* Front-end source files
:::
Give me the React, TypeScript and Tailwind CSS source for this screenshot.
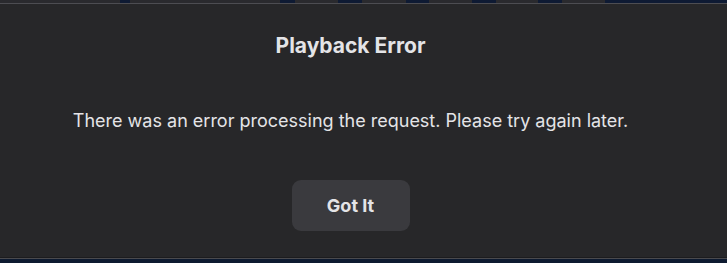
import React from "react";

export default function App() {
  const navy = [
    [120, 10],
    [280, 15],
    [338, 24],
    [406, 23],
    [472, 24],
    [538, 24],
  ];
  return (
    <div
      className="relative w-[727px] h-[263px] overflow-hidden bg-[#0d1a30] flex flex-col"
      style={{ fontFamily: "Inter, 'Noto Sans', sans-serif" }}
    >
      <div className="relative h-[3px] bg-[#2a2a2e] flex">
        {navy.map(([x, w], i) => (
          <div
            key={i}
            className="absolute top-0 h-[3px] bg-[#0e1a33]"
            style={{ left: x, width: w }}
          />
        ))}
        <div className="absolute top-0 left-[605px] right-0 h-[3px] bg-[#0e1a33]" />
      </div>
      <div className="h-px bg-[#4d4d52]" />
      <div className="h-[253px] bg-[#272729] flex">
        <div className="w-[701px] flex flex-col items-center pt-[28px]">
          <div className="text-[21px] leading-[28px] font-bold text-[#e4e4e7]">
            Playback Error
          </div>
          <div className="mt-[49px] text-[18px] leading-[24px] text-[#e4e4e7]">
            There was an error processing the request. Please try again later.
          </div>
          <button className="mt-[47px] w-[118px] h-[51px] rounded-[9px] bg-[#3a3a3e] text-[18px] font-bold text-[#e4e4e7]">
            Got It
          </button>
        </div>
      </div>
      <div className="h-px bg-[#1c1c1e]" />
      <div className="h-px bg-[#4a4a4e]" />
      <div className="flex-1 bg-[#0d1a30]" />
    </div>
  );
}
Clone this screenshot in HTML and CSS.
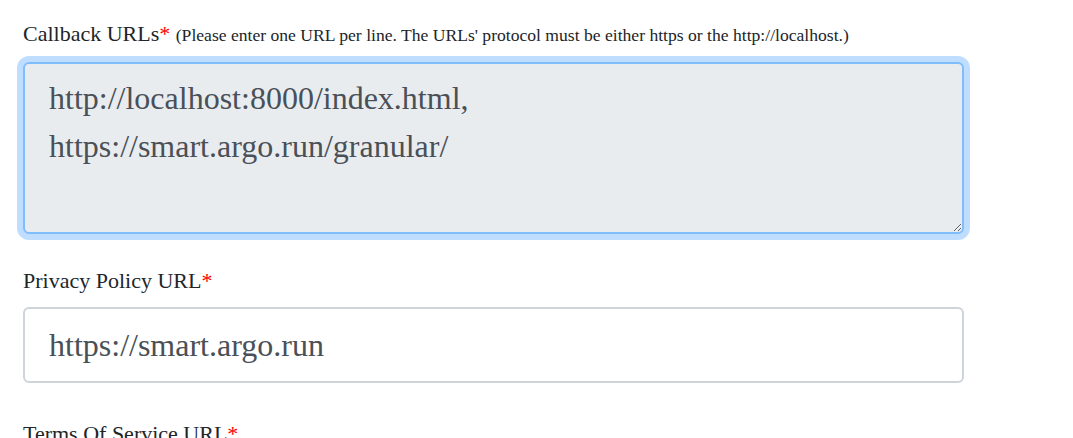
FILE: index.html
```html
<!DOCTYPE html>
<html>
<head>
<meta charset="utf-8">
<link rel="stylesheet" href="styles.css">
</head>
<body>
<form class="form">
  <div class="group group-area">
    <label class="label" for="cb">Callback URLs<span class="req">*</span> <small class="hint">(Please enter one URL per line. The URLs' protocol must be either https or the http://localhost.)</small></label>
    <textarea id="cb" class="control area focused">http://localhost:8000/index.html,
https://smart.argo.run/granular/</textarea>
  </div>
  <div class="group">
    <label class="label" for="pp">Privacy Policy URL<span class="req">*</span></label>
    <input id="pp" class="control" type="text" value="https://smart.argo.run">
  </div>
  <div class="group">
    <label class="label" for="tos">Terms Of Service URL<span class="req">*</span></label>
  </div>
</form>
</body>
</html>
```
FILE: styles.css
```css
html, body {
  margin: 0;
  padding: 0;
  background: #fff;
  overflow: hidden;
}
body {
  font-family: "Liberation Serif", "Times New Roman", serif;
  color: #212529;
}
.form {
  padding: 17px 0 0 23px;
  width: 941px;
}
.group {
  margin-bottom: 34px;
}
.group-area {
  margin-bottom: 30px;
}
.label {
  display: block;
  font-size: 22px;
  line-height: 33px;
  margin-bottom: 10px;
}
.req {
  color: #ff0000;
}
.hint {
  font-size: 17.6px;
}
.control {
  display: block;
  box-sizing: border-box;
  width: 941px;
  font-family: "Liberation Serif", "Times New Roman", serif;
  font-size: 32px;
  line-height: 48px;
  color: #495057;
  background: #fff;
  border: 2px solid #ced4da;
  border-radius: 6px;
  padding: 13px 24px;
  margin: 0;
  outline: none;
}
input.control {
  height: 76px;
}
.area {
  height: 172px;
  padding-top: 10px;
  resize: vertical;
  background: #e9ecef;
}
.focused {
  border-color: #80bdff;
  box-shadow: 0 0 0 6px rgba(0, 123, 255, 0.25);
}
```
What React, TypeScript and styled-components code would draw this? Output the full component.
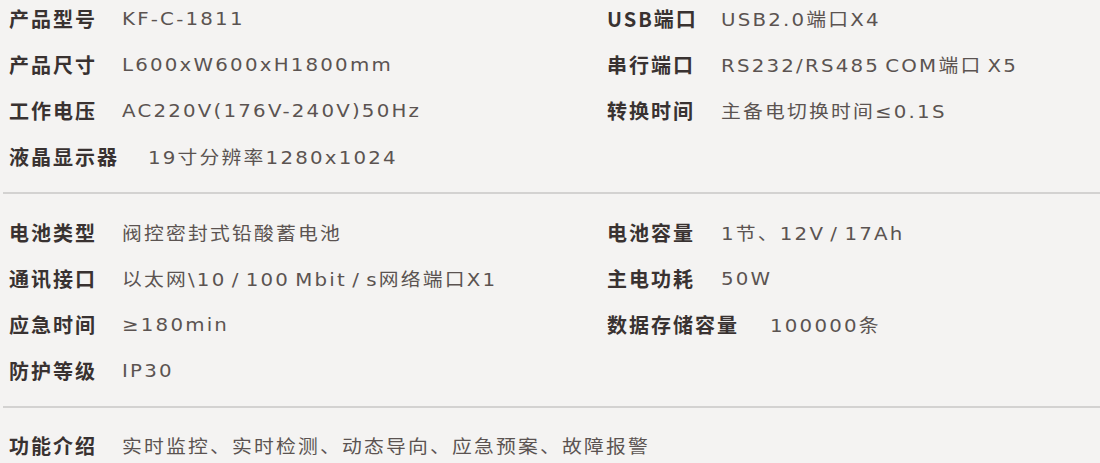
import React from 'react';
import styled, { createGlobalStyle } from 'styled-components';

interface ISpec {
    label: string;
    value: string;
    w?: number;
};

const GlobalStyle = createGlobalStyle`
    html, body {
        margin: 0;
        padding: 0;
        background: #f4f3f2;
    }
`;

const sections: { left: ISpec[]; right: ISpec[] }[] = [
    {
        left: [
            { label: '产品型号', value: 'KF-C-1811' },
            { label: '产品尺寸', value: 'L600xW600xH1800mm' },
            { label: '工作电压', value: 'AC220V(176V-240V)50Hz' },
            { label: '液晶显示器', value: '19寸分辨率1280x1024', w: 139 },
        ],
        right: [
            { label: 'USB端口', value: 'USB2.0端口X4' },
            { label: '串行端口', value: 'RS232/RS485 COM端口 X5' },
            { label: '转换时间', value: '主备电切换时间≤0.1S' },
        ],
    },
    {
        left: [
            { label: '电池类型', value: '阀控密封式铅酸蓄电池' },
            { label: '通讯接口', value: '以太网\\10 / 100 Mbit / s网络端口X1' },
            { label: '应急时间', value: '≥180min' },
            { label: '防护等级', value: 'IP30' },
        ],
        right: [
            { label: '电池容量', value: '1节、12V / 17Ah' },
            { label: '主电功耗', value: '50W' },
            { label: '数据存储容量', value: '100000条', w: 163 },
        ],
    },
];

const SpecRow = ({ spec, defaultW }: { spec: ISpec; defaultW: number }) => (
    <StyledRow>
        <StyledLabel $w={spec.w ?? defaultW}>{spec.label}</StyledLabel>
        <StyledValue>{spec.value}</StyledValue>
    </StyledRow>
);

const App = () => {
  return (
    <StyledPage>
        <GlobalStyle />
        {sections.map((section, i) => (
            <React.Fragment key={i}>
                <StyledSection $top={i === 0 ? 4 : 24}>
                    <StyledColumn>
                        {section.left.map(spec => <SpecRow key={spec.label} spec={spec} defaultW={113} />)}
                    </StyledColumn>
                    <StyledColumn>
                        {section.right.map(spec => <SpecRow key={spec.label} spec={spec} defaultW={114} />)}
                    </StyledColumn>
                </StyledSection>
                <StyledDivider />
            </React.Fragment>
        ))}
        <StyledSection $top={23}>
            <StyledColumn>
                <SpecRow spec={{ label: '功能介绍', value: '实时监控、实时检测、动态导向、应急预案、故障报警' }} defaultW={113} />
            </StyledColumn>
        </StyledSection>
    </StyledPage>
  )
}

export default App;

const StyledPage = styled.div`
    width: 1100px;
    height: 463px;
    overflow: hidden;
    background: #f4f3f2;
`;

const StyledSection = styled.section<{ $top: number }>`
    display: grid;
    grid-template-columns: 598px 1fr;
    padding: ${props => props.$top}px 0 22px 9px;
`;

const StyledColumn = styled.div`
    display: flex;
    flex-direction: column;
    gap: 18px;
`;

const StyledRow = styled.div`
    display: flex;
    align-items: center;
    height: 28px;
    white-space: nowrap;
`;

const StyledLabel = styled.span<{ $w: number }>`
    flex: 0 0 auto;
    min-width: ${props => props.$w}px;
    font-family: 'Noto Sans CJK SC', 'Noto Sans', sans-serif;
    font-weight: 700;
    font-size: 20px;
    letter-spacing: 2px;
    color: #393231;
`;

/* the source text is set wide, so stretch it a little */
const StyledValue = styled.span`
    display: inline-block;
    font-family: 'DejaVu Sans', 'Noto Sans CJK SC', sans-serif;
    font-size: 18px;
    letter-spacing: 2px;
    word-spacing: -3px;
    color: #5b5351;
    transform: scaleX(1.1);
    transform-origin: left center;
`;

const StyledDivider = styled.hr`
    margin: 0 0 0 3px;
    border: none;
    height: 2px;
    background: #d3d2d1;
`;
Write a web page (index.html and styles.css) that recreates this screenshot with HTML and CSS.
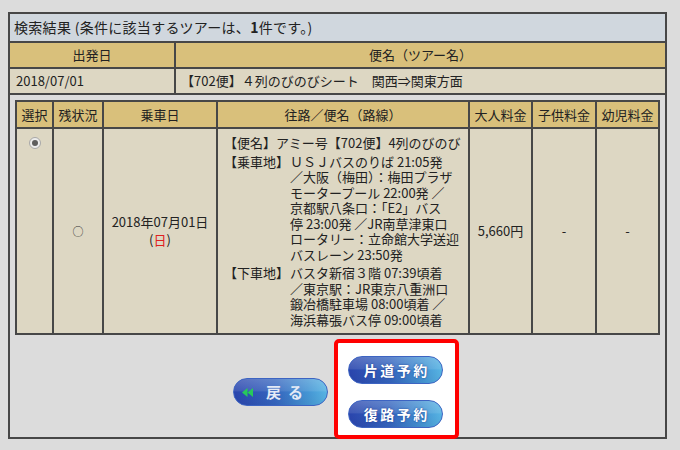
FILE: index.html
```html
<!DOCTYPE html>
<html lang="ja">
<head>
<meta charset="utf-8">
<title>検索結果</title>
<link rel="stylesheet" href="styles.css">
</head>
<body>
<div class="panel">
  <div class="title">検索結果 (条件に該当するツアーは、<b>1</b>件です。)</div>
  <div class="hd">出発日</div>
  <div class="hd">便名（ツアー名）</div>
  <div class="td dep">2018/07/01</div>
  <div class="td tour">【702便】４列のびのびシート　関西⇒関東方面</div>
  <div class="body">
    <div class="inner">
      <div class="ih">選択</div>
      <div class="ih">残状況</div>
      <div class="ih">乗車日</div>
      <div class="ih">往路／便名（路線）</div>
      <div class="ih">大人料金</div>
      <div class="ih">子供料金</div>
      <div class="ih">幼児料金</div>

      <div class="ic sel"><span class="radio"></span></div>
      <div class="ic mid"><span class="avail">○</span></div>
      <div class="ic mid"><div class="date">2018年07月01日<br>(<span class="sun">日</span>)</div></div>
      <div class="ic route">
        <div class="rrow">【便名】アミー号【702便】4列のびのび</div>
        <div class="rrow">
          <div class="lbl">【乗車地】</div>
          <div class="txt">ＵＳＪバスのりば 21:05発<br>／大阪（梅田）：梅田プラザ<br>モータープール 22:00発 ／<br>京都駅八条口：「E2」バス<br>停 23:00発 ／JR南草津東口<br>ロータリー：立命館大学送迎<br>バスレーン 23:50発</div>
        </div>
        <div class="rrow">
          <div class="lbl">【下車地】</div>
          <div class="txt">バスタ新宿３階 07:39頃着<br>／東京駅：JR東京八重洲口<br>鍛冶橋駐車場 08:00頃着 ／<br>海浜幕張バス停 09:00頃着</div>
        </div>
      </div>
      <div class="ic mid">5,660円</div>
      <div class="ic mid">-</div>
      <div class="ic mid">-</div>
    </div>
    <div class="actions">
      <button class="btn back" type="button">
        <svg class="arrow" width="11" height="9" viewBox="0 0 11 9"><polygon points="5.5,0 0,4.5 5.5,9" fill="#27c95a"/><polygon points="11,0 5.5,4.5 11,9" fill="#27c95a"/></svg>
        <span class="backtxt">戻る</span>
      </button>
      <div class="reserve">
        <button class="btn blue" type="button">片道予約</button>
        <button class="btn blue" type="button">復路予約</button>
      </div>
    </div>
  </div>
</div>
</body>
</html>
```
FILE: styles.css
```css
html, body {
  margin: 0;
  padding: 0;
  background: #dcdcdc;
}
body {
  padding: 12px 0 0 8px;
  font-family: "Noto Sans CJK JP", "Noto Sans", sans-serif;
  font-size: 13px;
  color: #222;
}
.panel {
  width: 659px;
  box-sizing: border-box;
  border: 2px solid #474747;
  background: #474747;
  display: grid;
  grid-template-columns: 164px 489px;
  gap: 2px;
}
.title {
  grid-column: 1 / 3;
  height: 27px;
  line-height: 27px;
  background: #d0d7de;
  font-size: 14px;
  padding-left: 4px;
  letter-spacing: 0.3px;
}
.title b {
  font-weight: bold;
}
.hd {
  height: 24px;
  line-height: 24px;
  background: #d9c07b;
  text-align: center;
}
.td {
  height: 24px;
  line-height: 24px;
  background: #ddd7c3;
  white-space: nowrap;
}
.dep {
  padding-left: 6px;
}
.tour {
  padding-left: 5px;
}
.body {
  grid-column: 1 / 3;
  background: #dcdcdc;
  padding: 5px 5px 0 5px;
}
.inner {
  display: grid;
  grid-template-columns: 35px 48px 112px 250px 61px 62px 61px;
  grid-template-rows: 25px 204px;
  gap: 2px;
  border: 2px solid #474747;
  background: #474747;
  width: 645px;
  box-sizing: border-box;
}
.ih {
  background: #d9c07b;
  text-align: center;
  line-height: 25px;
  white-space: nowrap;
}
.ic {
  background: #ddd7c3;
}
.mid {
  display: flex;
  align-items: center;
  justify-content: center;
  text-align: center;
  line-height: 18px;
}
.avail {
  font-size: 11px;
  color: #333;
}
.date {
  text-align: center;
}
.sun {
  color: #e02020;
}
.sel {
  display: flex;
  justify-content: center;
  padding-top: 8px;
  box-sizing: border-box;
}
.radio {
  width: 12px;
  height: 12px;
  box-sizing: border-box;
  border-radius: 50%;
  border: 1px solid #a8a8a8;
  background: #ececec;
  display: flex;
  align-items: center;
  justify-content: center;
}
.radio::after {
  content: "";
  width: 6px;
  height: 6px;
  border-radius: 50%;
  background: #5e5e5e;
}
.route {
  padding: 6px 4px 0 6px;
  display: flex;
  flex-direction: column;
  gap: 3px;
  line-height: 15.5px;
}
.rrow {
  display: flex;
  white-space: nowrap;
}
.lbl {
  width: 66px;
  flex: none;
}
.actions {
  height: 102px;
  display: flex;
  align-items: flex-start;
  padding-left: 218px;
  gap: 6px;
}
.btn {
  border: 1px solid #3d64c2;
  margin: 0;
  padding: 0;
  width: 95px;
  height: 28px;
  box-sizing: border-box;
  border-radius: 14px;
  font-family: "Noto Sans CJK JP", "Noto Sans", sans-serif;
  background:
    linear-gradient(to bottom, rgba(255,255,255,0.22) 0%, rgba(255,255,255,0.10) 45%, rgba(255,255,255,0) 50%, rgba(0,0,0,0.04) 100%),
    linear-gradient(to right, #2a45ad 0%, #3566bf 45%, #4596d4 80%, #57b4e3 100%);
  display: flex;
  align-items: center;
}
.back {
  margin-top: 43px;
  padding-left: 8px;
  justify-content: flex-start;
}
.arrow {
  display: block;
  flex: none;
}
.backtxt {
  margin-left: 13px;
  color: #e3eaf6;
  font-size: 15px;
  font-weight: bold;
  letter-spacing: 7px;
  line-height: 26px;
}
.reserve {
  margin-top: 4px;
  width: 125px;
  height: 100px;
  box-sizing: border-box;
  border: 4px solid #ff0000;
  border-radius: 5px;
  background: #ffffff;
  padding: 13px 0 0 10px;
  display: flex;
  flex-direction: column;
  gap: 16px;
}
.blue {
  justify-content: center;
  color: #ffffff;
  font-size: 14px;
  font-weight: bold;
  letter-spacing: 2.5px;
  text-indent: 2.5px;
  line-height: 26px;
  text-shadow: 0 0 2px #1d3b8f;
}
```
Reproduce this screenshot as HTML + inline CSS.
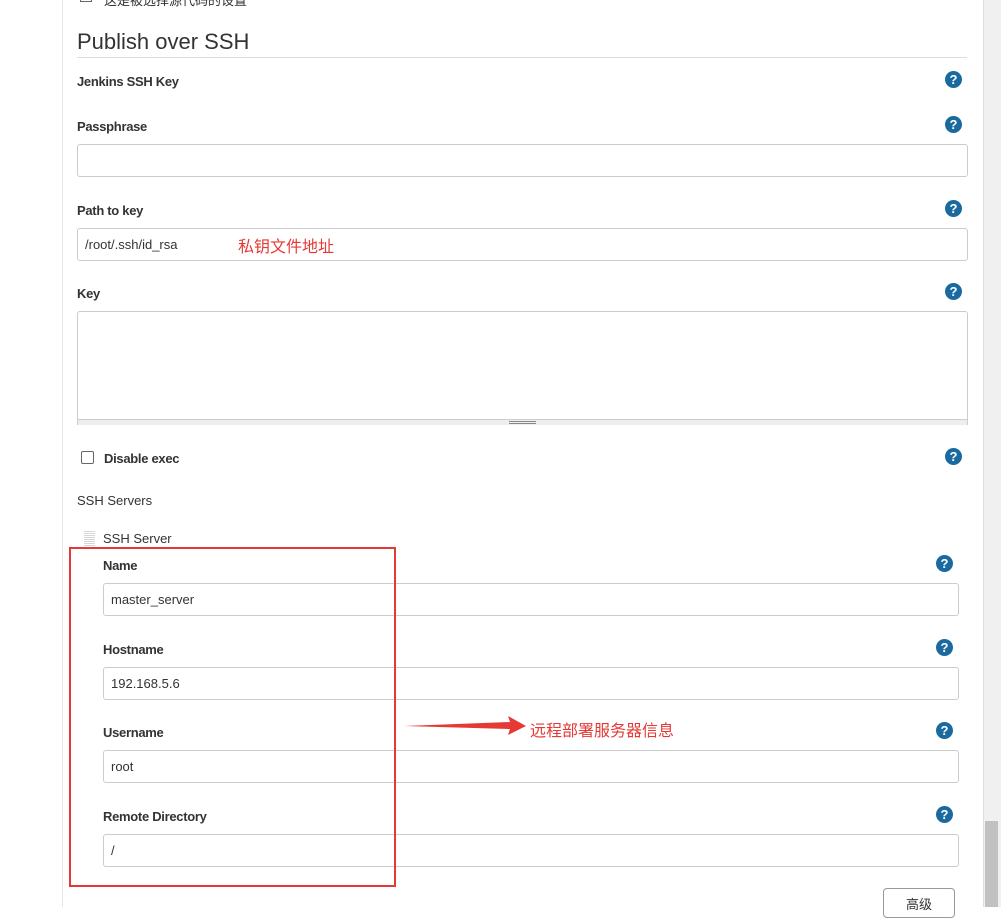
<!DOCTYPE html>
<html><head><meta charset="utf-8"><style>
*{margin:0;padding:0;box-sizing:border-box}
body{width:1001px;height:907px;overflow:hidden;background:#fff;font-family:"Liberation Sans","Noto Sans CJK SC",sans-serif;color:#333;position:relative}
.a{position:absolute}
.lbl{position:absolute;font-size:13px;font-weight:bold;color:#333;letter-spacing:-0.3px;margin-top:1px}
.inp{position:absolute;border:1px solid #ccc;border-radius:3px;background:#fff;font-size:13px;color:#333;padding-left:7px;line-height:32px}
.q{position:absolute;width:17px;height:17px;border-radius:50%;background:#1a6aa0;color:#fff;font-size:13px;font-weight:bold;text-align:center;line-height:17px}
.red{color:#e53935;font-family:"Noto Sans CJK SC",sans-serif;font-size:16px}
</style></head><body>
<div class="a" style="left:62px;top:0;width:1px;height:907px;background:#e6e6e6"></div>
<div class="a" style="left:983px;top:0;width:18px;height:907px;background:#f0f0f0;border-left:1px solid #ddd"></div>
<div class="a" style="left:985px;top:821px;width:13px;height:86px;background:#c1c1c1"></div>
<div class="a" style="left:80px;top:-6px;width:12px;height:8px;border:1px solid #666"></div>
<div class="a" style="left:104px;top:-10px;font-size:13px;color:#333">这是被选择源代码的设置</div>

<div class="a" style="left:77px;top:29px;font-size:22px;color:#333">Publish over SSH</div>
<div class="a" style="left:77px;top:57px;width:890px;height:1px;background:#ddd"></div>

<div class="lbl" style="left:77px;top:73px">Jenkins SSH Key</div>
<div class="q" style="left:945px;top:71px">?</div>

<div class="lbl" style="left:77px;top:118px">Passphrase</div>
<div class="q" style="left:945px;top:116px">?</div>
<div class="inp" style="left:77px;top:144px;width:891px;height:33px"></div>

<div class="lbl" style="left:77px;top:202px">Path to key</div>
<div class="q" style="left:945px;top:200px">?</div>
<div class="inp" style="left:77px;top:228px;width:891px;height:33px">/root/.ssh/id_rsa</div>
<div class="a red" style="left:238px;top:233px">私钥文件地址</div>

<div class="lbl" style="left:77px;top:285px">Key</div>
<div class="q" style="left:945px;top:283px">?</div>
<div class="inp" style="left:77px;top:311px;width:891px;height:114px;border-radius:3px 3px 0 0"></div>
<div class="a" style="left:78px;top:419px;width:889px;height:6px;background:#eee;border-top:1px solid #ccc"></div>
<div class="a" style="left:509px;top:421px;width:27px;height:1px;background:#888"></div>
<div class="a" style="left:509px;top:423px;width:27px;height:1px;background:#888"></div>

<div class="a" style="left:81px;top:451px;width:13px;height:13px;border:1px solid #666;border-radius:2px"></div>
<div class="lbl" style="left:104px;top:450px">Disable exec</div>
<div class="q" style="left:945px;top:448px">?</div>

<div class="a" style="left:77px;top:493px;font-size:13px;color:#333">SSH Servers</div>
<div class="a" style="left:84px;top:530px;width:11px;height:16px;background:repeating-linear-gradient(0deg,#ccc 0 1px,transparent 1px 2px),#fff;opacity:.8"></div>
<div class="a" style="left:103px;top:531px;font-size:13px;color:#333">SSH Server</div>

<div class="lbl" style="left:103px;top:557px">Name</div>
<div class="q" style="left:936px;top:555px">?</div>
<div class="inp" style="left:103px;top:583px;width:856px;height:33px">master_server</div>

<div class="lbl" style="left:103px;top:641px">Hostname</div>
<div class="q" style="left:936px;top:639px">?</div>
<div class="inp" style="left:103px;top:667px;width:856px;height:33px">192.168.5.6</div>

<div class="lbl" style="left:103px;top:724px">Username</div>
<div class="q" style="left:936px;top:722px">?</div>
<div class="inp" style="left:103px;top:750px;width:856px;height:33px">root</div>

<div class="lbl" style="left:103px;top:808px">Remote Directory</div>
<div class="q" style="left:936px;top:806px">?</div>
<div class="inp" style="left:103px;top:834px;width:856px;height:33px">/</div>

<div class="a" style="left:883px;top:888px;width:72px;height:30px;border:1px solid #999;border-radius:4px;background:#fff;font-size:13px;text-align:center;line-height:30px;font-family:'Noto Sans CJK SC',sans-serif">高级</div>

<div class="a" style="left:69px;top:547px;width:327px;height:340px;border:2px solid #e53935"></div>
<svg class="a" style="left:402px;top:715px" width="125" height="22"><polygon points="2,11 108,7 106,1 124,11 106,20 108,14" fill="#e53935"/></svg>
<div class="a red" style="left:530px;top:717px">远程部署服务器信息</div>
</body></html>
:::
* Set exercise
In the records above, locate every line with the string "TypeScript" and copy it.

* Response
Give me the React, TypeScript and Tailwind CSS source for this screenshot.
What React, TypeScript and styled-components code would draw this? Output the full component.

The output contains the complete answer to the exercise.